Mon Apr 6 11:52:17 PDT 2009

On Mon, 6 Apr 2009, Ivan Voras wrote:

>> I think we're talking slightly at cross purposes.  There are two
>> transfers of interest:
>>
>> (1) DMA of the packet data to main memory from the NIC
>> (2) Servicing of CPU cache misses to access data in main memory
>>
>> By the time you receive an interrupt, the DMA is complete, so once you
>
> OK, this was what was confusing me - for a moment I thought you meant it's 
> not so.

It's a polite lie that we will choose to believe the purposes of 
simplification.  And probably true for all our drivers in practice right now.

>>     m = m_pullup(m, sizeof(*w));
>>     if (m == NULL)
>>         return;
>>     w = mtod(m, struct whatever *);
>>
>> m_pullup() here ensures that the first sizeof(*w) bytes of mbuf data are 
>> contiguously stored so that the cast of w to m's data will point at a
>
> So, m_pullup() can resize / realloc() the mbuf? (not that it matters for 
> this purpose)

Yes -- if it can't meet the contiguity requirements using the current mbuf 
chain, it may reallocate and return a new head to the chain (hence m being 
reassigned).  If that reallocation fails, it may return NULL.  Once you've 
called m_pullup(), existing pointers into the chain's data will be invalid, so 
if you've already called mtod() on it, you need to call it again.

>> - A TCP segment will need to be ACK'd, so if you're sending data in
>> chunks in
>>   one direction, the ACKs will not be piggy-backed on existing data
>> tranfers,
>>   and instead be sent independently, hitting the network stack two more
>> times.
>
> No combination of these can make an accounting difference between 1,000 and 
> 250,000 pps. I must be hitting something very bad here.

Yes, you definitely want to run tcpdump to see what's going on here.

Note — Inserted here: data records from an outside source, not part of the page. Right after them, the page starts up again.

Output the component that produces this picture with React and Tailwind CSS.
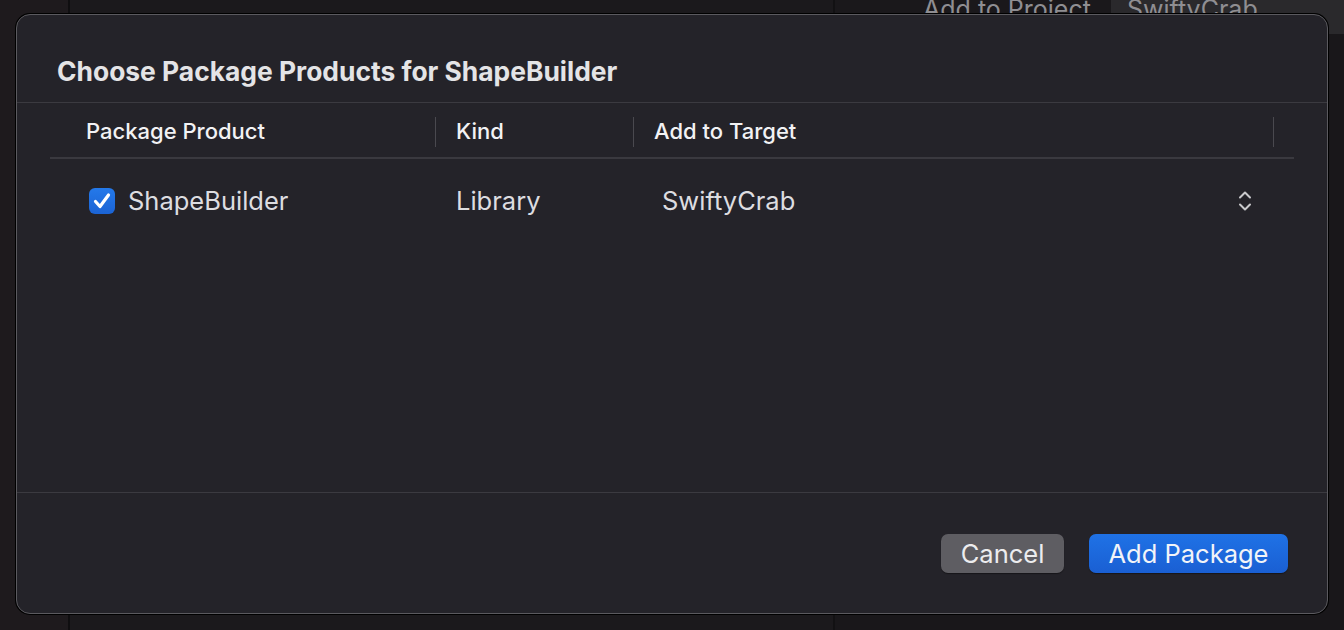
export default function App() {
  return (
    <div
      className="relative w-[1344px] h-[630px] overflow-hidden bg-[#1a181b]"
      style={{ fontFamily: 'Inter, "Noto Sans", sans-serif' }}
    >
      {/* backdrop: the Xcode window behind the sheet */}
      <div className="flex h-full">
        <div className="w-[70px] h-full bg-[#1e1a1d] border-r-2 border-[#0f0e10]" />
        <div className="w-[765px] h-full bg-[#1b191c] border-r-2 border-[#121113]" />
        <div className="flex-1 h-full flex flex-col">
          <div className="flex h-[34px] overflow-hidden">
            <div className="w-[276px] pl-[88px] text-[25px] leading-none text-[#8f8e92] -mt-[3px]">
              Add to Project
            </div>
            <div className="flex-1 bg-[#2a292c] pl-[16px] text-[25px] leading-none text-[#8f8e92] -mt-[3px]">
              SwiftyCrab
            </div>
          </div>
          <div className="flex-1 bg-[#19171a]" />
        </div>
      </div>

      {/* sheet */}
      <div className="absolute left-[16px] top-[14px] w-[1312px] h-[600px] rounded-[14px] border border-[#5b5a5f] bg-[#242329] shadow-[0_0_0_1px_#000] flex flex-col">
        <div className="h-[88px] flex items-center pl-[40px] pt-[26px] border-b border-[#3b3a40]">
          <h1 className="text-[26.4px] leading-none font-bold text-[#e4e4e6]">
            Choose Package Products for ShapeBuilder
          </h1>
        </div>

        <div className="flex-1 px-[33px]">
          <div className="flex items-center h-[56px] pt-[3px] border-b-2 border-[#3a393f] text-[22px] font-medium text-[#f2f2f4]">
            <div className="w-[385px] pl-[36px]">Package Product</div>
            <div className="w-px h-[30px] bg-[#4a494f]" />
            <div className="w-[197px] pl-[20px]">Kind</div>
            <div className="w-px h-[30px] bg-[#4a494f]" />
            <div className="w-[639px] pl-[20px]">Add to Target</div>
            <div className="w-px h-[30px] bg-[#4a494f]" />
          </div>

          <div className="flex items-center h-[84px] text-[25.5px] text-[#dddde0]">
            <div className="w-[386px] pl-[39px] flex items-center gap-[13px]">
              <Checkbox />
              <span>ShapeBuilder</span>
            </div>
            <div className="w-[198px] pl-[20px]">Library</div>
            <div className="w-[603px] pl-[28px]">SwiftyCrab</div>
            <UpDown />
          </div>
        </div>

        <div className="h-[121px] border-t border-[#3b3a40] flex items-start justify-end gap-[25px] pt-[41px] pr-[39px]">
          <button className="h-[39px] w-[123px] rounded-[7px] bg-[#5e5d62] text-[25.5px] leading-none text-[#ececee] shadow-[0_1px_1px_rgba(0,0,0,0.4)]">
            Cancel
          </button>
          <button className="h-[39px] w-[199px] rounded-[7px] bg-gradient-to-b from-[#1f72e6] to-[#1a5fd3] text-[25.5px] leading-none text-[#f2f4f8] shadow-[0_1px_1px_rgba(0,0,0,0.4)]">
            Add Package
          </button>
        </div>
      </div>
    </div>
  );
}

function Checkbox() {
  return (
    <div className="w-[26px] h-[26px] rounded-[6px] bg-gradient-to-b from-[#2479ea] to-[#1b63d4] flex items-center justify-center">
      <svg width="22" height="22" viewBox="0 0 22 22" fill="none">
        <path
          d="M4.5 11.5 L9 16.5 L17.5 5"
          stroke="#ffffff"
          strokeWidth="3.2"
          strokeLinecap="round"
          strokeLinejoin="round"
        />
      </svg>
    </div>
  );
}

function UpDown() {
  return (
    <svg width="16" height="24" viewBox="0 0 16 24" fill="none">
      <path d="M3 8.5 L8 3.5 L13 8.5" stroke="#c9c9cc" strokeWidth="2" strokeLinecap="round" strokeLinejoin="round" />
      <path d="M3 15.5 L8 20.5 L13 15.5" stroke="#c9c9cc" strokeWidth="2" strokeLinecap="round" strokeLinejoin="round" />
    </svg>
  );
}
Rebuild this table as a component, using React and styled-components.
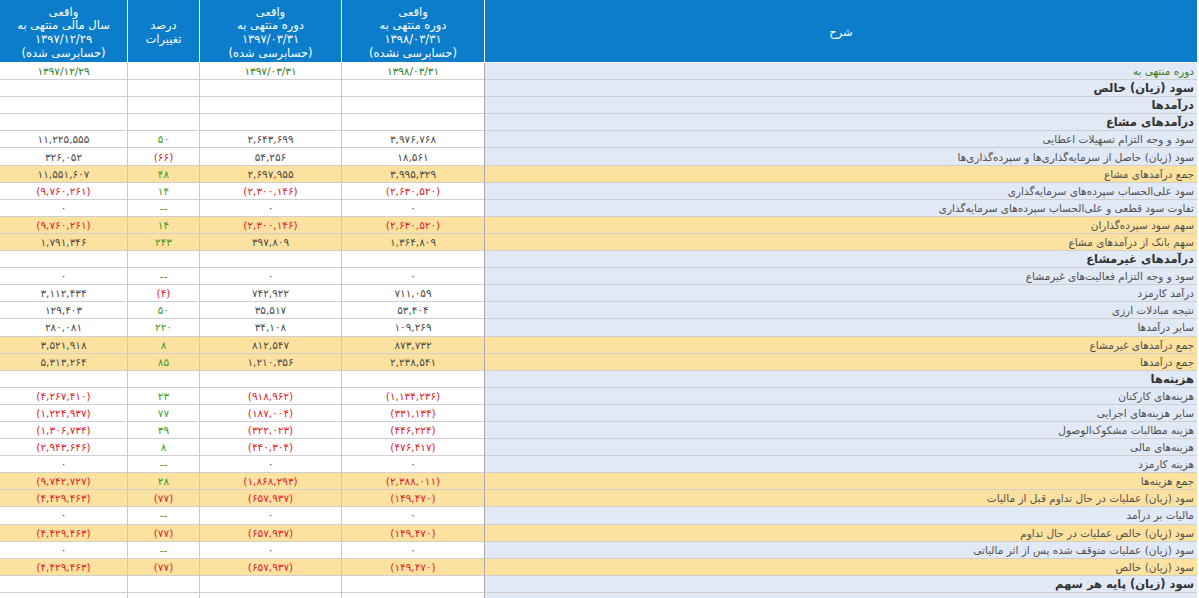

>> - Remember that TCP works to expand its window, and then maintains the
>> highest
>>   performance it can by bumping up against the top of available bandwidth
>>   continuously.  This involves detecting buffer limits by generating
>> packets
>>   that can't be sent, adding to the packet count.  With loopback
>> traffic, the
>>   drop point occurs when you exceed the size of the netisr's queue for
>> IP, so
>>   you might try bumping that from the default to something much larger.
>
> My messages are approx. 100 +/- 10 bytes. No practical way they will even 
> span multiple mbufs. TCP_NODELAY is on.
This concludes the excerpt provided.